#### [STATED EXERCISE]
Write the data out again in full, with no departure from the original.
.....
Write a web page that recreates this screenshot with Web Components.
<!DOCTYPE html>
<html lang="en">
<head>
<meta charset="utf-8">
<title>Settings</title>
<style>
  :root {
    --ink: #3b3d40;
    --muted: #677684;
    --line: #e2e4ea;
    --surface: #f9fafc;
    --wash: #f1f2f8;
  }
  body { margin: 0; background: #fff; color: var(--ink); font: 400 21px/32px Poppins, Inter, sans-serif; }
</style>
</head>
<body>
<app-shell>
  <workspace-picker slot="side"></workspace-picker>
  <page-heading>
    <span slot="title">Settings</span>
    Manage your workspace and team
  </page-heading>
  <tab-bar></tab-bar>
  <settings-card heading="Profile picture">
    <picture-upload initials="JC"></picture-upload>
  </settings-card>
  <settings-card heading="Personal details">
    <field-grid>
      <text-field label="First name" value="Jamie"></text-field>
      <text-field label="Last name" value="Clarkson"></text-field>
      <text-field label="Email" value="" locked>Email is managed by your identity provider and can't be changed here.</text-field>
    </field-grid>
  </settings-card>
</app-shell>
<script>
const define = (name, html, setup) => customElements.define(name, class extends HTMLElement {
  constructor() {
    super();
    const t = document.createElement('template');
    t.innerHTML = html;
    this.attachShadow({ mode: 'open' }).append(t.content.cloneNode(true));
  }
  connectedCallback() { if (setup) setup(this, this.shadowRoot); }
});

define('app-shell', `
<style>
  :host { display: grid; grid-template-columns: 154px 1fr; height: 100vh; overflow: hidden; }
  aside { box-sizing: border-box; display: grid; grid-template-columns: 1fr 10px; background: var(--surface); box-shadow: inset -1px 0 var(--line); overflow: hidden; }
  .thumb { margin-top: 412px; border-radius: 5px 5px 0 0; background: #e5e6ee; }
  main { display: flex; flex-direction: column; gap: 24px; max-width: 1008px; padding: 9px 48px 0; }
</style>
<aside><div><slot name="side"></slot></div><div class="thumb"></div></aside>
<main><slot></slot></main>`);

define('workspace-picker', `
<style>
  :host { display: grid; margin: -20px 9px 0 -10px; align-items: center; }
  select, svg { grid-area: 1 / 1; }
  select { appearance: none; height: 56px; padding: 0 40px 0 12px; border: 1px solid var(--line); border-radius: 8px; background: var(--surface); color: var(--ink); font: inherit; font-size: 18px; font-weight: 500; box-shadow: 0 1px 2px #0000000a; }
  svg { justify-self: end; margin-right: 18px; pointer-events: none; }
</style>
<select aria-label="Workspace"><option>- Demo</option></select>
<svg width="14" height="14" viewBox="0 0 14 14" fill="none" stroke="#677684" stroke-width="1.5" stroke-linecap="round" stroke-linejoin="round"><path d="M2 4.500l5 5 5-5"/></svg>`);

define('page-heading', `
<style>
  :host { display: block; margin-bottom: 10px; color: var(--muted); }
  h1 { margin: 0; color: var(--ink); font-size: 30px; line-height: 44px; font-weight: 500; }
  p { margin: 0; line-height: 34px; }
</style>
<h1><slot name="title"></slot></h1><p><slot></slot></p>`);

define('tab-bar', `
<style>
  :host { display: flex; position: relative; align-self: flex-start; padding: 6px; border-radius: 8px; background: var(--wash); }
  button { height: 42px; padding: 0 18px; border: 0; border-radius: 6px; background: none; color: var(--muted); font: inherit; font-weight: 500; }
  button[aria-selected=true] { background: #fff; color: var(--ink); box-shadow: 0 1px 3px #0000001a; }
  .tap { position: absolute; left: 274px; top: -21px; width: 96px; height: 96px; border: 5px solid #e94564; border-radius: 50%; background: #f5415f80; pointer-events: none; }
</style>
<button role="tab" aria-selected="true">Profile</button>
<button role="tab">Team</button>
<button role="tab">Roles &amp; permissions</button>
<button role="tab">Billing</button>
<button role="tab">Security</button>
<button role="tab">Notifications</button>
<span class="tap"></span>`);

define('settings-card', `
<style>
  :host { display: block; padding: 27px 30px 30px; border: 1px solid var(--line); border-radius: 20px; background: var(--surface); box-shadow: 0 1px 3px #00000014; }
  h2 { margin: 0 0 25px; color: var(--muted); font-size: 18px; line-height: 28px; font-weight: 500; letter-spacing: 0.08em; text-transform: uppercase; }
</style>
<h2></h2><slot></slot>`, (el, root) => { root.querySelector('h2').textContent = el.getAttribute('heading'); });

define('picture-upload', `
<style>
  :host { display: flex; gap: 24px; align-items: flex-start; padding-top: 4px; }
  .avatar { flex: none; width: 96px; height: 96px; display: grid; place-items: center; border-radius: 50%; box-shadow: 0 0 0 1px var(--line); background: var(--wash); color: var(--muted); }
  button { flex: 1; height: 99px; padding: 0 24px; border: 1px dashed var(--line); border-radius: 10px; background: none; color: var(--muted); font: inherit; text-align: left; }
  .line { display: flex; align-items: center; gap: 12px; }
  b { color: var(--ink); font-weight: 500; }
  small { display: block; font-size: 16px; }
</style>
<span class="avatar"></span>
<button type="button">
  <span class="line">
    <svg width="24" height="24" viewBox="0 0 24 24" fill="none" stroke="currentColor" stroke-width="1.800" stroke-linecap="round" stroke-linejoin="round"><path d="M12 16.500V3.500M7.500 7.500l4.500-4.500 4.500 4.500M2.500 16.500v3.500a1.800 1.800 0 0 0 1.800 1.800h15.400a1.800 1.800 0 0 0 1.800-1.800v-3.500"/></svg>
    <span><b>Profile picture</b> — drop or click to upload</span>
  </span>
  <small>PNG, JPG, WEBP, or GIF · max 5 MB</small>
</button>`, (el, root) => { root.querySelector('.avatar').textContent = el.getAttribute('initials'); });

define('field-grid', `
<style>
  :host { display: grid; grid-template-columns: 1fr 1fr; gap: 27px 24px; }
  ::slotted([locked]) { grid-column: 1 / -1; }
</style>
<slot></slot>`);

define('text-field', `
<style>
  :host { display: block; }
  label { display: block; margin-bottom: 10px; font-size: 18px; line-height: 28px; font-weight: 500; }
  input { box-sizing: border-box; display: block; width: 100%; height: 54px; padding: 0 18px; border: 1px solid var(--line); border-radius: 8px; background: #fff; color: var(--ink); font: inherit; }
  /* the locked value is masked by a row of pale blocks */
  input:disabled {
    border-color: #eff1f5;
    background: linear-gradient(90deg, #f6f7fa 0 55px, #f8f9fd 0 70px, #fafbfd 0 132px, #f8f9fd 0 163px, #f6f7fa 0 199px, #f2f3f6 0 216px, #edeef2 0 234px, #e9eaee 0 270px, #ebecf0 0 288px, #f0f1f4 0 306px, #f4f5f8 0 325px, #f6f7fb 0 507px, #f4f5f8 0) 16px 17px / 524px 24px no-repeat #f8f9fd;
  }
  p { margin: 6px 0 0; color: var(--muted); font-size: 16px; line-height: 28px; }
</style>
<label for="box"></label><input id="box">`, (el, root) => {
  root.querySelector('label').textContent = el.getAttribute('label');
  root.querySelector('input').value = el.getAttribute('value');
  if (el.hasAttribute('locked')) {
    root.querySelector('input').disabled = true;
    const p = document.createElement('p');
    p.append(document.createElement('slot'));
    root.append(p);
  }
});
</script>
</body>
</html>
.....
#### [PROBLEM SOLUTION]
Write a web page that recreates this screenshot with Web Components.
<!DOCTYPE html>
<html lang="en">
<head>
<meta charset="utf-8">
<title>Settings</title>
<style>
  :root {
    --ink: #3b3d40;
    --muted: #677684;
    --line: #e2e4ea;
    --surface: #f9fafc;
    --wash: #f1f2f8;
  }
  body { margin: 0; background: #fff; color: var(--ink); font: 400 21px/32px Poppins, Inter, sans-serif; }
</style>
</head>
<body>
<app-shell>
  <workspace-picker slot="side"></workspace-picker>
  <page-heading>
    <span slot="title">Settings</span>
    Manage your workspace and team
  </page-heading>
  <tab-bar></tab-bar>
  <settings-card heading="Profile picture">
    <picture-upload initials="JC"></picture-upload>
  </settings-card>
  <settings-card heading="Personal details">
    <field-grid>
      <text-field label="First name" value="Jamie"></text-field>
      <text-field label="Last name" value="Clarkson"></text-field>
      <text-field label="Email" value="" locked>Email is managed by your identity provider and can't be changed here.</text-field>
    </field-grid>
  </settings-card>
</app-shell>
<script>
const define = (name, html, setup) => customElements.define(name, class extends HTMLElement {
  constructor() {
    super();
    const t = document.createElement('template');
    t.innerHTML = html;
    this.attachShadow({ mode: 'open' }).append(t.content.cloneNode(true));
  }
  connectedCallback() { if (setup) setup(this, this.shadowRoot); }
});

define('app-shell', `
<style>
  :host { display: grid; grid-template-columns: 154px 1fr; height: 100vh; overflow: hidden; }
  aside { box-sizing: border-box; display: grid; grid-template-columns: 1fr 10px; background: var(--surface); box-shadow: inset -1px 0 var(--line); overflow: hidden; }
  .thumb { margin-top: 412px; border-radius: 5px 5px 0 0; background: #e5e6ee; }
  main { display: flex; flex-direction: column; gap: 24px; max-width: 1008px; padding: 9px 48px 0; }
</style>
<aside><div><slot name="side"></slot></div><div class="thumb"></div></aside>
<main><slot></slot></main>`);

define('workspace-picker', `
<style>
  :host { display: grid; margin: -20px 9px 0 -10px; align-items: center; }
  select, svg { grid-area: 1 / 1; }
  select { appearance: none; height: 56px; padding: 0 40px 0 12px; border: 1px solid var(--line); border-radius: 8px; background: var(--surface); color: var(--ink); font: inherit; font-size: 18px; font-weight: 500; box-shadow: 0 1px 2px #0000000a; }
  svg { justify-self: end; margin-right: 18px; pointer-events: none; }
</style>
<select aria-label="Workspace"><option>- Demo</option></select>
<svg width="14" height="14" viewBox="0 0 14 14" fill="none" stroke="#677684" stroke-width="1.5" stroke-linecap="round" stroke-linejoin="round"><path d="M2 4.500l5 5 5-5"/></svg>`);

define('page-heading', `
<style>
  :host { display: block; margin-bottom: 10px; color: var(--muted); }
  h1 { margin: 0; color: var(--ink); font-size: 30px; line-height: 44px; font-weight: 500; }
  p { margin: 0; line-height: 34px; }
</style>
<h1><slot name="title"></slot></h1><p><slot></slot></p>`);

define('tab-bar', `
<style>
  :host { display: flex; position: relative; align-self: flex-start; padding: 6px; border-radius: 8px; background: var(--wash); }
  button { height: 42px; padding: 0 18px; border: 0; border-radius: 6px; background: none; color: var(--muted); font: inherit; font-weight: 500; }
  button[aria-selected=true] { background: #fff; color: var(--ink); box-shadow: 0 1px 3px #0000001a; }
  .tap { position: absolute; left: 274px; top: -21px; width: 96px; height: 96px; border: 5px solid #e94564; border-radius: 50%; background: #f5415f80; pointer-events: none; }
</style>
<button role="tab" aria-selected="true">Profile</button>
<button role="tab">Team</button>
<button role="tab">Roles &amp; permissions</button>
<button role="tab">Billing</button>
<button role="tab">Security</button>
<button role="tab">Notifications</button>
<span class="tap"></span>`);

define('settings-card', `
<style>
  :host { display: block; padding: 27px 30px 30px; border: 1px solid var(--line); border-radius: 20px; background: var(--surface); box-shadow: 0 1px 3px #00000014; }
  h2 { margin: 0 0 25px; color: var(--muted); font-size: 18px; line-height: 28px; font-weight: 500; letter-spacing: 0.08em; text-transform: uppercase; }
</style>
<h2></h2><slot></slot>`, (el, root) => { root.querySelector('h2').textContent = el.getAttribute('heading'); });

define('picture-upload', `
<style>
  :host { display: flex; gap: 24px; align-items: flex-start; padding-top: 4px; }
  .avatar { flex: none; width: 96px; height: 96px; display: grid; place-items: center; border-radius: 50%; box-shadow: 0 0 0 1px var(--line); background: var(--wash); color: var(--muted); }
  button { flex: 1; height: 99px; padding: 0 24px; border: 1px dashed var(--line); border-radius: 10px; background: none; color: var(--muted); font: inherit; text-align: left; }
  .line { display: flex; align-items: center; gap: 12px; }
  b { color: var(--ink); font-weight: 500; }
  small { display: block; font-size: 16px; }
</style>
<span class="avatar"></span>
<button type="button">
  <span class="line">
    <svg width="24" height="24" viewBox="0 0 24 24" fill="none" stroke="currentColor" stroke-width="1.800" stroke-linecap="round" stroke-linejoin="round"><path d="M12 16.500V3.500M7.500 7.500l4.500-4.500 4.500 4.500M2.500 16.500v3.500a1.800 1.800 0 0 0 1.800 1.800h15.400a1.800 1.800 0 0 0 1.800-1.800v-3.500"/></svg>
    <span><b>Profile picture</b> — drop or click to upload</span>
  </span>
  <small>PNG, JPG, WEBP, or GIF · max 5 MB</small>
</button>`, (el, root) => { root.querySelector('.avatar').textContent = el.getAttribute('initials'); });

define('field-grid', `
<style>
  :host { display: grid; grid-template-columns: 1fr 1fr; gap: 27px 24px; }
  ::slotted([locked]) { grid-column: 1 / -1; }
</style>
<slot></slot>`);

define('text-field', `
<style>
  :host { display: block; }
  label { display: block; margin-bottom: 10px; font-size: 18px; line-height: 28px; font-weight: 500; }
  input { box-sizing: border-box; display: block; width: 100%; height: 54px; padding: 0 18px; border: 1px solid var(--line); border-radius: 8px; background: #fff; color: var(--ink); font: inherit; }
  /* the locked value is masked by a row of pale blocks */
  input:disabled {
    border-color: #eff1f5;
    background: linear-gradient(90deg, #f6f7fa 0 55px, #f8f9fd 0 70px, #fafbfd 0 132px, #f8f9fd 0 163px, #f6f7fa 0 199px, #f2f3f6 0 216px, #edeef2 0 234px, #e9eaee 0 270px, #ebecf0 0 288px, #f0f1f4 0 306px, #f4f5f8 0 325px, #f6f7fb 0 507px, #f4f5f8 0) 16px 17px / 524px 24px no-repeat #f8f9fd;
  }
  p { margin: 6px 0 0; color: var(--muted); font-size: 16px; line-height: 28px; }
</style>
<label for="box"></label><input id="box">`, (el, root) => {
  root.querySelector('label').textContent = el.getAttribute('label');
  root.querySelector('input').value = el.getAttribute('value');
  if (el.hasAttribute('locked')) {
    root.querySelector('input').disabled = true;
    const p = document.createElement('p');
    p.append(document.createElement('slot'));
    root.append(p);
  }
});
</script>
</body>
</html>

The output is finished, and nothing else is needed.